Return each line of the data below verbatim; pictures are to be left out.

SOURCE EXCERPT:

════════

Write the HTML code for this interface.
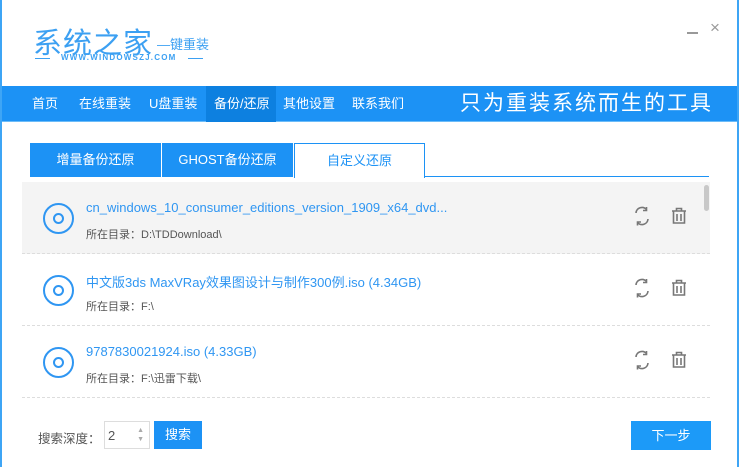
<!DOCTYPE html>
<html><head><meta charset="utf-8"><style>
*{margin:0;padding:0;box-sizing:border-box}
body{width:739px;height:467px;background:#fff;font-family:"Liberation Sans","Noto Sans CJK SC",sans-serif;position:relative;overflow:hidden}
.abs{position:absolute}
.win{position:absolute;left:0;top:0;width:739px;height:467px;border-left:2px solid #3ea5f5;border-right:2px solid #3ea5f5}
.nav{left:2px;top:86px;width:735px;height:36px;background:#1c92f5;border-bottom:1px solid #6cbcf8}
.nav span{position:absolute;top:0;height:36px;line-height:36px;color:#fff;font-size:13px}
.tab{top:143px;height:34px;line-height:34px;text-align:center;font-size:13px;color:#fff;background:#1c92f5}
.row{left:22px;width:688px;height:72px;border-bottom:1px dashed #ddd}
.disc{left:21px;top:21px;width:31px;height:31px;border:2px solid #2f96f2;border-radius:50%}
.disc:after{content:"";position:absolute;left:8px;top:8px;width:11px;height:11px;border:2px solid #2f96f2;border-radius:50%;box-sizing:border-box}
.t1{left:64px;top:18px;font-size:13px;color:#2f96f2;white-space:nowrap}
.t2{left:64px;top:44px;font-size:11px;color:#555;white-space:nowrap}
</style></head><body>
<div class="win"></div>
<div class="abs" style="left:33px;top:20px;font-size:29px;color:#3ca0f2;letter-spacing:1px">系统之家</div>
<div class="abs" style="left:157px;top:34px;font-size:13px;color:#3ca0f2">—键重装</div>
<div class="abs" style="left:35px;top:58px;width:15px;height:1px;background:#3ca0f2"></div>
<div class="abs" style="left:61px;top:53px;font-size:8px;color:#3ca0f2;letter-spacing:1.2px;font-weight:bold">WWW.WINDOWSZJ.COM</div>
<div class="abs" style="left:188px;top:58px;width:15px;height:1px;background:#3ca0f2"></div>
<div class="abs" style="left:687px;top:32px;width:11px;height:2px;background:#999"></div>
<div class="abs" style="left:710px;top:18px;font-size:17px;color:#999">×</div>
<div class="abs nav">
<span style="left:30px">首页</span>
<span style="left:77px">在线重装</span>
<span style="left:147px">U盘重装</span>
<span style="left:204px;width:70px;background:#0d80e0;padding-left:8px">备份/还原</span>
<span style="left:281px">其他设置</span>
<span style="left:350px">联系我们</span>
<span style="left:458px;font-size:21px;letter-spacing:2px">只为重装系统而生的工具</span>
</div>
<div class="abs tab" style="left:30px;width:131px">增量备份还原</div>
<div class="abs tab" style="left:162px;width:131px">GHOST备份还原</div>
<div class="abs tab" style="left:294px;width:131px;background:#fff;color:#1c92f5;border:1px solid #1c92f5;border-bottom:none;height:35px">自定义还原</div>
<div class="abs" style="left:425px;top:176px;width:284px;height:1px;background:#1c92f5"></div>

<div class="abs row" style="top:182px;background:#f4f4f4"><div class="abs disc"></div><div class="abs t1">cn_windows_10_consumer_editions_version_1909_x64_dvd...</div><div class="abs t2">所在目录：D:\TDDownload\</div></div>
<div class="abs row" style="top:254px"><div class="abs disc"></div><div class="abs t1">中文版3ds MaxVRay效果图设计与制作300例.iso (4.34GB)</div><div class="abs t2">所在目录：F:\</div></div>
<div class="abs row" style="top:326px"><div class="abs disc"></div><div class="abs t1">9787830021924.iso (4.33GB)</div><div class="abs t2">所在目录：F:\迅雷下载\</div></div>
<div class="abs" style="left:704px;top:185px;width:5px;height:26px;background:#c8c8c8;border-radius:3px"></div>

<svg class="abs" style="left:0;top:0" width="739" height="467">
<g fill="none" stroke="#777" stroke-width="1.6">
<g id="ic"><path d="M636 213a6 6 0 0 1 10.5-3.5M648 219a6 6 0 0 1-10.5 3.5"/><path d="M646.5 207v3.5h-3.5M637.5 225.5v-3.5h3.5"/>
<path d="M672 211h14M676.5 211v-2.5h5v2.5M673.5 211.5v11.5h11v-11.5M677 214v7M681 214v7"/></g>
<use href="#ic" y="72"/><use href="#ic" y="144"/>
</g></svg>

<div class="abs" style="left:38px;top:428px;font-size:12.5px;color:#555">搜索深度：</div>
<div class="abs" style="left:104px;top:421px;width:46px;height:28px;border:1px solid #ddd;font-size:13px;color:#555;padding:6px 0 0 3px">2<span style="position:absolute;right:5px;top:4px;font-size:7px;color:#aaa;line-height:9px">▲<br>▼</span></div>
<div class="abs" style="left:154px;top:421px;width:48px;height:28px;background:#1c92f5;color:#fff;font-size:13px;text-align:center;line-height:28px">搜索</div>
<div class="abs" style="left:631px;top:421px;width:80px;height:29px;background:#1c9af8;color:#fff;font-size:13px;text-align:center;line-height:29px">下一步</div>
</body></html>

════════

RESULT BELOW:
Write the HTML code for this interface.
<!DOCTYPE html>
<html><head><meta charset="utf-8"><style>
*{margin:0;padding:0;box-sizing:border-box}
body{width:739px;height:467px;background:#fff;font-family:"Liberation Sans","Noto Sans CJK SC",sans-serif;position:relative;overflow:hidden}
.abs{position:absolute}
.win{position:absolute;left:0;top:0;width:739px;height:467px;border-left:2px solid #3ea5f5;border-right:2px solid #3ea5f5}
.nav{left:2px;top:86px;width:735px;height:36px;background:#1c92f5;border-bottom:1px solid #6cbcf8}
.nav span{position:absolute;top:0;height:36px;line-height:36px;color:#fff;font-size:13px}
.tab{top:143px;height:34px;line-height:34px;text-align:center;font-size:13px;color:#fff;background:#1c92f5}
.row{left:22px;width:688px;height:72px;border-bottom:1px dashed #ddd}
.disc{left:21px;top:21px;width:31px;height:31px;border:2px solid #2f96f2;border-radius:50%}
.disc:after{content:"";position:absolute;left:8px;top:8px;width:11px;height:11px;border:2px solid #2f96f2;border-radius:50%;box-sizing:border-box}
.t1{left:64px;top:18px;font-size:13px;color:#2f96f2;white-space:nowrap}
.t2{left:64px;top:44px;font-size:11px;color:#555;white-space:nowrap}
</style></head><body>
<div class="win"></div>
<div class="abs" style="left:33px;top:20px;font-size:29px;color:#3ca0f2;letter-spacing:1px">系统之家</div>
<div class="abs" style="left:157px;top:34px;font-size:13px;color:#3ca0f2">—键重装</div>
<div class="abs" style="left:35px;top:58px;width:15px;height:1px;background:#3ca0f2"></div>
<div class="abs" style="left:61px;top:53px;font-size:8px;color:#3ca0f2;letter-spacing:1.2px;font-weight:bold">WWW.WINDOWSZJ.COM</div>
<div class="abs" style="left:188px;top:58px;width:15px;height:1px;background:#3ca0f2"></div>
<div class="abs" style="left:687px;top:32px;width:11px;height:2px;background:#999"></div>
<div class="abs" style="left:710px;top:18px;font-size:17px;color:#999">×</div>
<div class="abs nav">
<span style="left:30px">首页</span>
<span style="left:77px">在线重装</span>
<span style="left:147px">U盘重装</span>
<span style="left:204px;width:70px;background:#0d80e0;padding-left:8px">备份/还原</span>
<span style="left:281px">其他设置</span>
<span style="left:350px">联系我们</span>
<span style="left:458px;font-size:21px;letter-spacing:2px">只为重装系统而生的工具</span>
</div>
<div class="abs tab" style="left:30px;width:131px">增量备份还原</div>
<div class="abs tab" style="left:162px;width:131px">GHOST备份还原</div>
<div class="abs tab" style="left:294px;width:131px;background:#fff;color:#1c92f5;border:1px solid #1c92f5;border-bottom:none;height:35px">自定义还原</div>
<div class="abs" style="left:425px;top:176px;width:284px;height:1px;background:#1c92f5"></div>

<div class="abs row" style="top:182px;background:#f4f4f4"><div class="abs disc"></div><div class="abs t1">cn_windows_10_consumer_editions_version_1909_x64_dvd...</div><div class="abs t2">所在目录：D:\TDDownload\</div></div>
<div class="abs row" style="top:254px"><div class="abs disc"></div><div class="abs t1">中文版3ds MaxVRay效果图设计与制作300例.iso (4.34GB)</div><div class="abs t2">所在目录：F:\</div></div>
<div class="abs row" style="top:326px"><div class="abs disc"></div><div class="abs t1">9787830021924.iso (4.33GB)</div><div class="abs t2">所在目录：F:\迅雷下载\</div></div>
<div class="abs" style="left:704px;top:185px;width:5px;height:26px;background:#c8c8c8;border-radius:3px"></div>

<svg class="abs" style="left:0;top:0" width="739" height="467">
<g fill="none" stroke="#777" stroke-width="1.6">
<g id="ic"><path d="M636 213a6 6 0 0 1 10.5-3.5M648 219a6 6 0 0 1-10.5 3.5"/><path d="M646.5 207v3.5h-3.5M637.5 225.5v-3.5h3.5"/>
<path d="M672 211h14M676.5 211v-2.5h5v2.5M673.5 211.5v11.5h11v-11.5M677 214v7M681 214v7"/></g>
<use href="#ic" y="72"/><use href="#ic" y="144"/>
</g></svg>

<div class="abs" style="left:38px;top:428px;font-size:12.5px;color:#555">搜索深度：</div>
<div class="abs" style="left:104px;top:421px;width:46px;height:28px;border:1px solid #ddd;font-size:13px;color:#555;padding:6px 0 0 3px">2<span style="position:absolute;right:5px;top:4px;font-size:7px;color:#aaa;line-height:9px">▲<br>▼</span></div>
<div class="abs" style="left:154px;top:421px;width:48px;height:28px;background:#1c92f5;color:#fff;font-size:13px;text-align:center;line-height:28px">搜索</div>
<div class="abs" style="left:631px;top:421px;width:80px;height:29px;background:#1c9af8;color:#fff;font-size:13px;text-align:center;line-height:29px">下一步</div>
</body></html>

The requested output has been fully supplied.